Goal :: Transcribe the listing verbatim. Do not carry over any pictures.

Given information ::
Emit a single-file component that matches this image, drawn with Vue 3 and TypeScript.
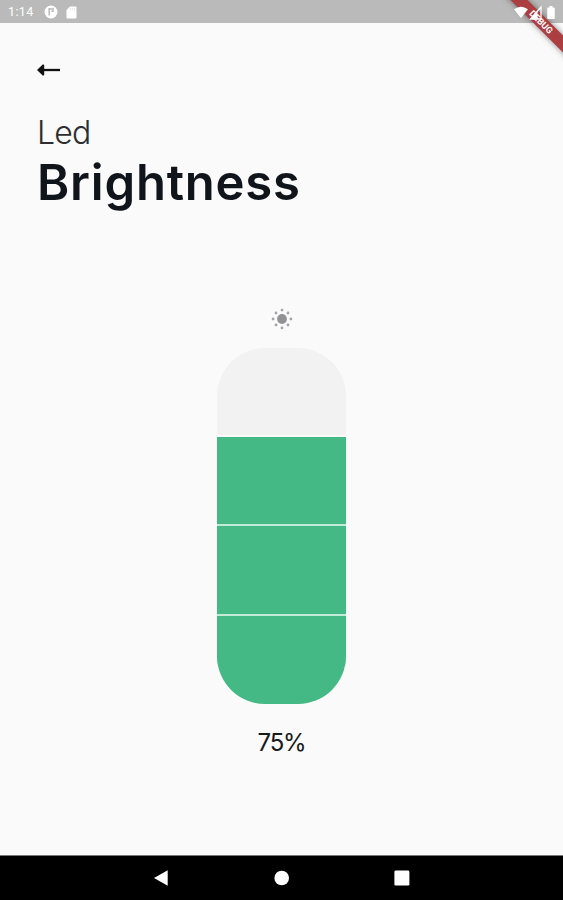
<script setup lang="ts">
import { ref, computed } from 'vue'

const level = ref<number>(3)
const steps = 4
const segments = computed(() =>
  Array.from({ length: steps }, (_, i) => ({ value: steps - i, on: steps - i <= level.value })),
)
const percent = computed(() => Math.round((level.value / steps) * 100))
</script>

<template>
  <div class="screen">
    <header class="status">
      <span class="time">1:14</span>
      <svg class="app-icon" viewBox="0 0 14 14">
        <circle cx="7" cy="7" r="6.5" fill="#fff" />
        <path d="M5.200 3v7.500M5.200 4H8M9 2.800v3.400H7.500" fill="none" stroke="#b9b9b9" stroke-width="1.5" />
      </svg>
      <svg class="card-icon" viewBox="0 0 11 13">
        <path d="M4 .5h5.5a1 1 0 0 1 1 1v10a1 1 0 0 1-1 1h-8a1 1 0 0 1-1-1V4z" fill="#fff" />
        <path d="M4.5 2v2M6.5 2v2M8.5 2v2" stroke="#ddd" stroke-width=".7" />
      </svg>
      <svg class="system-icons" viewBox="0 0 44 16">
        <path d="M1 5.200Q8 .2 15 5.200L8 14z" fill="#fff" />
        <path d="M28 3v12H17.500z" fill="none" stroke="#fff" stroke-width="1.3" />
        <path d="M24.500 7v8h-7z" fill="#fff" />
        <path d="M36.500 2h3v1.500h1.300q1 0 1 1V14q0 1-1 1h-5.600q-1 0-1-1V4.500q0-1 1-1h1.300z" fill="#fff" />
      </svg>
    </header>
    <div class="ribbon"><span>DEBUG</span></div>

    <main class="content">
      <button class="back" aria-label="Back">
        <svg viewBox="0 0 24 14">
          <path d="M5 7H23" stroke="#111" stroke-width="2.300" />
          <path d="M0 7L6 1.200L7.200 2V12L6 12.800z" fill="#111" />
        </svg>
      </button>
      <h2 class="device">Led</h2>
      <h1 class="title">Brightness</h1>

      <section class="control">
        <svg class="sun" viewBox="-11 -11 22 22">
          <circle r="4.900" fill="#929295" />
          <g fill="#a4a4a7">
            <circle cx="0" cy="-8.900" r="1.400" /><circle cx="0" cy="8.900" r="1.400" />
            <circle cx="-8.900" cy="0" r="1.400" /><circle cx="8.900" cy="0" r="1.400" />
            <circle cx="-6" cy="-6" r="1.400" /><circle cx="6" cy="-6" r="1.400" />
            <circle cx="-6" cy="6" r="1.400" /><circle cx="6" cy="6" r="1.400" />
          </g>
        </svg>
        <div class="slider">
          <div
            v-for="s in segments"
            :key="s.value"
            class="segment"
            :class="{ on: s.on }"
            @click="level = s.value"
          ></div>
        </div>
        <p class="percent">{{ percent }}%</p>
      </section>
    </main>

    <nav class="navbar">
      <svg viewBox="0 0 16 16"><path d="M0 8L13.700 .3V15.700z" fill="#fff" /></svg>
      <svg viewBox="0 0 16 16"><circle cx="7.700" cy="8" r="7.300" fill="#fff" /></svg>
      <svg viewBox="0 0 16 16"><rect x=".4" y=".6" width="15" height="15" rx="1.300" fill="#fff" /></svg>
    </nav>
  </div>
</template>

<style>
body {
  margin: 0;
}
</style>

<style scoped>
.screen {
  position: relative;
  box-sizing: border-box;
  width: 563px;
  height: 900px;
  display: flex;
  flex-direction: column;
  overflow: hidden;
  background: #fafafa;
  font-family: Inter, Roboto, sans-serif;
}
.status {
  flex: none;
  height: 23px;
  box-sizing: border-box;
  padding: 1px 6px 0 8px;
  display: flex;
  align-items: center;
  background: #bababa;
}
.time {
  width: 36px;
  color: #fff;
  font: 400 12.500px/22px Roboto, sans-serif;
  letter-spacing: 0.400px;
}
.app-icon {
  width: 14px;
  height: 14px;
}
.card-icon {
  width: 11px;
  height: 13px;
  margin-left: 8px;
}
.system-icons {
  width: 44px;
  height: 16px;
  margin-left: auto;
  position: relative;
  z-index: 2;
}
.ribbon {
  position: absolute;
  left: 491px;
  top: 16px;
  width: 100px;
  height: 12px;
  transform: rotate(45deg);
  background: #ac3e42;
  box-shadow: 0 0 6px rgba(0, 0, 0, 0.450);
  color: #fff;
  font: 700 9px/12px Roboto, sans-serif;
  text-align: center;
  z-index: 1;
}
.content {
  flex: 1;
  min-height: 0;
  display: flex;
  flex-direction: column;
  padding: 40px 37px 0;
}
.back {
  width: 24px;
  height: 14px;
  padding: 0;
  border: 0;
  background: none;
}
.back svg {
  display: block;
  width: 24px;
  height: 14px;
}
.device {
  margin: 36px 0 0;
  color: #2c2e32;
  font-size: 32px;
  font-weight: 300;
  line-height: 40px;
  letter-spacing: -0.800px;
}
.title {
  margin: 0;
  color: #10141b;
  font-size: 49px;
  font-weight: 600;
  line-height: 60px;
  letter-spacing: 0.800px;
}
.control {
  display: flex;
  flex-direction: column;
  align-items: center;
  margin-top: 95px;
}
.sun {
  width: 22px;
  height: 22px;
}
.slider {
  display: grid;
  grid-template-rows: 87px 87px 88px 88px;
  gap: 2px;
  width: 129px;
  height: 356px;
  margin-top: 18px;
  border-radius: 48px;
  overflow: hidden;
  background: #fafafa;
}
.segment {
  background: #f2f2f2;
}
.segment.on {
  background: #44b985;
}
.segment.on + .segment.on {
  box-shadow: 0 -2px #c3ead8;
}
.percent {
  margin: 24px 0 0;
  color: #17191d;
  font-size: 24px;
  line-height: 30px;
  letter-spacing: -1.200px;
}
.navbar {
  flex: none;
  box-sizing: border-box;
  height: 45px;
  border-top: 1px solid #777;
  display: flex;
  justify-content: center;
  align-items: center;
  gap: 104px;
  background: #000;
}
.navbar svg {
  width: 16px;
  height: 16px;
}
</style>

Solution ::
Emit a single-file component that matches this image, drawn with Vue 3 and TypeScript.
<script setup lang="ts">
import { ref, computed } from 'vue'

const level = ref<number>(3)
const steps = 4
const segments = computed(() =>
  Array.from({ length: steps }, (_, i) => ({ value: steps - i, on: steps - i <= level.value })),
)
const percent = computed(() => Math.round((level.value / steps) * 100))
</script>

<template>
  <div class="screen">
    <header class="status">
      <span class="time">1:14</span>
      <svg class="app-icon" viewBox="0 0 14 14">
        <circle cx="7" cy="7" r="6.5" fill="#fff" />
        <path d="M5.200 3v7.500M5.200 4H8M9 2.800v3.400H7.500" fill="none" stroke="#b9b9b9" stroke-width="1.5" />
      </svg>
      <svg class="card-icon" viewBox="0 0 11 13">
        <path d="M4 .5h5.5a1 1 0 0 1 1 1v10a1 1 0 0 1-1 1h-8a1 1 0 0 1-1-1V4z" fill="#fff" />
        <path d="M4.5 2v2M6.5 2v2M8.5 2v2" stroke="#ddd" stroke-width=".7" />
      </svg>
      <svg class="system-icons" viewBox="0 0 44 16">
        <path d="M1 5.200Q8 .2 15 5.200L8 14z" fill="#fff" />
        <path d="M28 3v12H17.500z" fill="none" stroke="#fff" stroke-width="1.3" />
        <path d="M24.500 7v8h-7z" fill="#fff" />
        <path d="M36.500 2h3v1.500h1.300q1 0 1 1V14q0 1-1 1h-5.600q-1 0-1-1V4.500q0-1 1-1h1.300z" fill="#fff" />
      </svg>
    </header>
    <div class="ribbon"><span>DEBUG</span></div>

    <main class="content">
      <button class="back" aria-label="Back">
        <svg viewBox="0 0 24 14">
          <path d="M5 7H23" stroke="#111" stroke-width="2.300" />
          <path d="M0 7L6 1.200L7.200 2V12L6 12.800z" fill="#111" />
        </svg>
      </button>
      <h2 class="device">Led</h2>
      <h1 class="title">Brightness</h1>

      <section class="control">
        <svg class="sun" viewBox="-11 -11 22 22">
          <circle r="4.900" fill="#929295" />
          <g fill="#a4a4a7">
            <circle cx="0" cy="-8.900" r="1.400" /><circle cx="0" cy="8.900" r="1.400" />
            <circle cx="-8.900" cy="0" r="1.400" /><circle cx="8.900" cy="0" r="1.400" />
            <circle cx="-6" cy="-6" r="1.400" /><circle cx="6" cy="-6" r="1.400" />
            <circle cx="-6" cy="6" r="1.400" /><circle cx="6" cy="6" r="1.400" />
          </g>
        </svg>
        <div class="slider">
          <div
            v-for="s in segments"
            :key="s.value"
            class="segment"
            :class="{ on: s.on }"
            @click="level = s.value"
          ></div>
        </div>
        <p class="percent">{{ percent }}%</p>
      </section>
    </main>

    <nav class="navbar">
      <svg viewBox="0 0 16 16"><path d="M0 8L13.700 .3V15.700z" fill="#fff" /></svg>
      <svg viewBox="0 0 16 16"><circle cx="7.700" cy="8" r="7.300" fill="#fff" /></svg>
      <svg viewBox="0 0 16 16"><rect x=".4" y=".6" width="15" height="15" rx="1.300" fill="#fff" /></svg>
    </nav>
  </div>
</template>

<style>
body {
  margin: 0;
}
</style>

<style scoped>
.screen {
  position: relative;
  box-sizing: border-box;
  width: 563px;
  height: 900px;
  display: flex;
  flex-direction: column;
  overflow: hidden;
  background: #fafafa;
  font-family: Inter, Roboto, sans-serif;
}
.status {
  flex: none;
  height: 23px;
  box-sizing: border-box;
  padding: 1px 6px 0 8px;
  display: flex;
  align-items: center;
  background: #bababa;
}
.time {
  width: 36px;
  color: #fff;
  font: 400 12.500px/22px Roboto, sans-serif;
  letter-spacing: 0.400px;
}
.app-icon {
  width: 14px;
  height: 14px;
}
.card-icon {
  width: 11px;
  height: 13px;
  margin-left: 8px;
}
.system-icons {
  width: 44px;
  height: 16px;
  margin-left: auto;
  position: relative;
  z-index: 2;
}
.ribbon {
  position: absolute;
  left: 491px;
  top: 16px;
  width: 100px;
  height: 12px;
  transform: rotate(45deg);
  background: #ac3e42;
  box-shadow: 0 0 6px rgba(0, 0, 0, 0.450);
  color: #fff;
  font: 700 9px/12px Roboto, sans-serif;
  text-align: center;
  z-index: 1;
}
.content {
  flex: 1;
  min-height: 0;
  display: flex;
  flex-direction: column;
  padding: 40px 37px 0;
}
.back {
  width: 24px;
  height: 14px;
  padding: 0;
  border: 0;
  background: none;
}
.back svg {
  display: block;
  width: 24px;
  height: 14px;
}
.device {
  margin: 36px 0 0;
  color: #2c2e32;
  font-size: 32px;
  font-weight: 300;
  line-height: 40px;
  letter-spacing: -0.800px;
}
.title {
  margin: 0;
  color: #10141b;
  font-size: 49px;
  font-weight: 600;
  line-height: 60px;
  letter-spacing: 0.800px;
}
.control {
  display: flex;
  flex-direction: column;
  align-items: center;
  margin-top: 95px;
}
.sun {
  width: 22px;
  height: 22px;
}
.slider {
  display: grid;
  grid-template-rows: 87px 87px 88px 88px;
  gap: 2px;
  width: 129px;
  height: 356px;
  margin-top: 18px;
  border-radius: 48px;
  overflow: hidden;
  background: #fafafa;
}
.segment {
  background: #f2f2f2;
}
.segment.on {
  background: #44b985;
}
.segment.on + .segment.on {
  box-shadow: 0 -2px #c3ead8;
}
.percent {
  margin: 24px 0 0;
  color: #17191d;
  font-size: 24px;
  line-height: 30px;
  letter-spacing: -1.200px;
}
.navbar {
  flex: none;
  box-sizing: border-box;
  height: 45px;
  border-top: 1px solid #777;
  display: flex;
  justify-content: center;
  align-items: center;
  gap: 104px;
  background: #000;
}
.navbar svg {
  width: 16px;
  height: 16px;
}
</style>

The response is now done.